Speaking of which, ideally these businesses would also be able to tell you revenue changes year-over-year. They needn’t divulge actual revenue numbers. You’re more concerned about change here and whether your shop local campaign moved the revenue needle for them.
When tabulating the numbers for your campaign, always list anything else that could affect the data. That’s why it’s critical for those businesses to provide you with historical data. That way if they always have an uptick in sales in July, for instance, you can’t take full credit for it as an indicator of success for your campaign unless it’s astronomical and far exceeds previous years.
Critical Components of Data and Data Analysis
It’s difficult for me to tell you exactly what to measure when it comes to data because that depends entirely on what your chamber goals are. In this article, we featured two possible data analysis campaigns you might undertake but what if you have other goals and are wondering what data you should analyze to achieve those successes?
Let’s instead talk about the basics of actionable data so that you might apply it to your own goals. No matter what you plan on charting you need the following components to make the most of your data:
- Data from before. Always collect information about how things were before you did anything. Break this down as granularly as you can so that you can apply it to individual industries or specific-sized businesses. If your sample base is too small for that, then let it go. Applying data on one business to the community doesn’t mean anything statistically.

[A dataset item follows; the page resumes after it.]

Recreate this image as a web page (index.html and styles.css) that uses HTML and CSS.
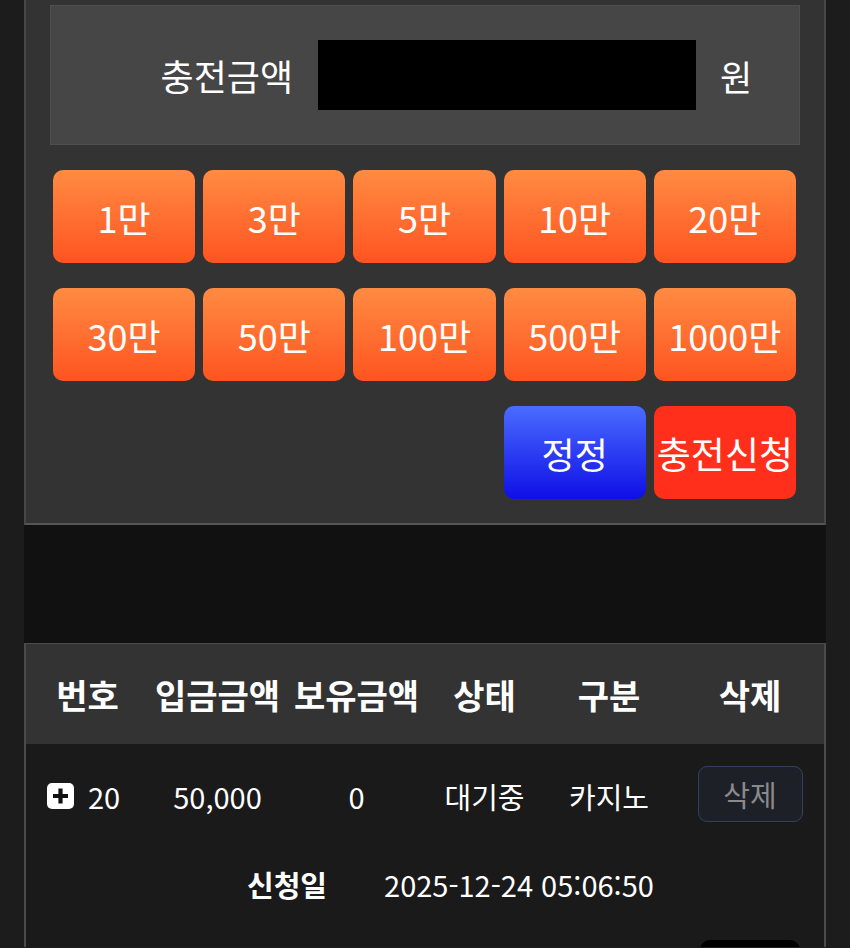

- Note your key performance indicators. What numbers will prove (or disprove) that you’ve done what you were planning to do?
- How can you use that information to do more of that in the future? Application is what transforms average chamber data into what consultants refer to as business intelligence. It’s the gold behind your numbers. Use your data and extrapolate the variables behind it. Look for commonalities and patterns.
- Create a plan to use the data. Use the patterns and business intelligence you’ve gained from the previous three steps and create a plan based on that knowledge. Maybe you’ll discover a new way to market or you’ll better understand your current members’ needs and change up your offerings accordingly. Good data always leads to new insights and applications. How you chose to use it affects your success.
Data is all the rage. But without application and goals, they’re just numbers. On the other hand, when chamber data is entwined with your goals and key performance indicators and you use that newfound understanding to change your approach to something like membership recruitment or marketing, it becomes invaluable to your chamber and how you meet the needs of your members.